_STATED GOAL_: Give the material once more, word for word, without any images.

_RAW DATA_:
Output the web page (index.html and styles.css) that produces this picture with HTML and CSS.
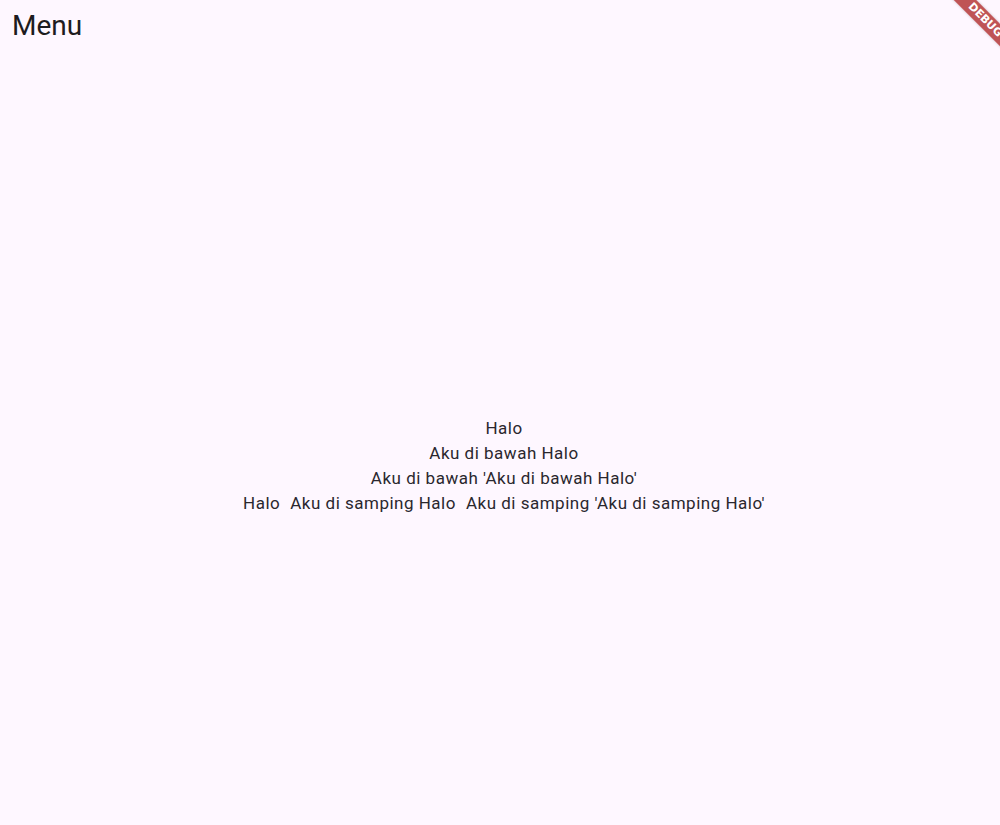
FILE: index.html
```html
<!DOCTYPE html>
<html>
<head>
<meta charset="utf-8">
<link rel="stylesheet" href="styles.css">
</head>
<body>
<div class="app">
  <header class="appbar"><h1 class="title">Menu</h1></header>
  <main class="content">
    <div class="column">
      <p class="line">Halo</p>
      <p class="line">Aku di bawah Halo</p>
      <p class="line">Aku di bawah 'Aku di bawah Halo'</p>
      <div class="row">
        <span class="line">Halo</span>
        <span class="line">Aku di samping Halo</span>
        <span class="line">Aku di samping 'Aku di samping Halo'</span>
      </div>
    </div>
  </main>
  <div class="banner">DEBUG</div>
</div>
</body>
</html>
```
FILE: styles.css
```css
html, body {
  margin: 0;
  padding: 0;
  background: #fef7ff;
}
.app {
  position: relative;
  width: 1000px;
  height: 825px;
  overflow: hidden;
  display: flex;
  flex-direction: column;
  font-family: Roboto, "Liberation Sans", sans-serif;
  color: #1d1b20;
}
.appbar {
  height: 48px;
  display: flex;
  align-items: center;
  padding-left: 12px;
  padding-top: 2px;
}
.title {
  margin: 0;
  font-size: 28px;
  font-weight: 400;
  line-height: 32px;
}
.content {
  flex: 1;
  display: flex;
  justify-content: center;
  padding-top: 366px;
  padding-left: 8px;
}
.column {
  display: flex;
  flex-direction: column;
  align-items: center;
}
.line {
  margin: 0;
  font-size: 17px;
  line-height: 25px;
  letter-spacing: 0.5px;
  white-space: nowrap;
  color: #2a272e;
}
.row {
  display: flex;
  gap: 10px;
}
.banner {
  position: absolute;
  left: 925px;
  top: 11.5px;
  width: 120px;
  height: 16px;
  transform: rotate(45deg);
  background: rgba(170, 30, 30, 0.75);
  color: #fff;
  font-family: "DejaVu Sans", sans-serif;
  font-weight: 700;
  font-size: 11px;
  line-height: 16px;
  text-align: center;
  box-shadow: 0 0 3px rgba(0,0,0,0.2);
}
```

_EXERCISE OUTPUT_:
Output the web page (index.html and styles.css) that produces this picture with HTML and CSS.
FILE: index.html
```html
<!DOCTYPE html>
<html>
<head>
<meta charset="utf-8">
<link rel="stylesheet" href="styles.css">
</head>
<body>
<div class="app">
  <header class="appbar"><h1 class="title">Menu</h1></header>
  <main class="content">
    <div class="column">
      <p class="line">Halo</p>
      <p class="line">Aku di bawah Halo</p>
      <p class="line">Aku di bawah 'Aku di bawah Halo'</p>
      <div class="row">
        <span class="line">Halo</span>
        <span class="line">Aku di samping Halo</span>
        <span class="line">Aku di samping 'Aku di samping Halo'</span>
      </div>
    </div>
  </main>
  <div class="banner">DEBUG</div>
</div>
</body>
</html>
```
FILE: styles.css
```css
html, body {
  margin: 0;
  padding: 0;
  background: #fef7ff;
}
.app {
  position: relative;
  width: 1000px;
  height: 825px;
  overflow: hidden;
  display: flex;
  flex-direction: column;
  font-family: Roboto, "Liberation Sans", sans-serif;
  color: #1d1b20;
}
.appbar {
  height: 48px;
  display: flex;
  align-items: center;
  padding-left: 12px;
  padding-top: 2px;
}
.title {
  margin: 0;
  font-size: 28px;
  font-weight: 400;
  line-height: 32px;
}
.content {
  flex: 1;
  display: flex;
  justify-content: center;
  padding-top: 366px;
  padding-left: 8px;
}
.column {
  display: flex;
  flex-direction: column;
  align-items: center;
}
.line {
  margin: 0;
  font-size: 17px;
  line-height: 25px;
  letter-spacing: 0.5px;
  white-space: nowrap;
  color: #2a272e;
}
.row {
  display: flex;
  gap: 10px;
}
.banner {
  position: absolute;
  left: 925px;
  top: 11.5px;
  width: 120px;
  height: 16px;
  transform: rotate(45deg);
  background: rgba(170, 30, 30, 0.75);
  color: #fff;
  font-family: "DejaVu Sans", sans-serif;
  font-weight: 700;
  font-size: 11px;
  line-height: 16px;
  text-align: center;
  box-shadow: 0 0 3px rgba(0,0,0,0.2);
}
```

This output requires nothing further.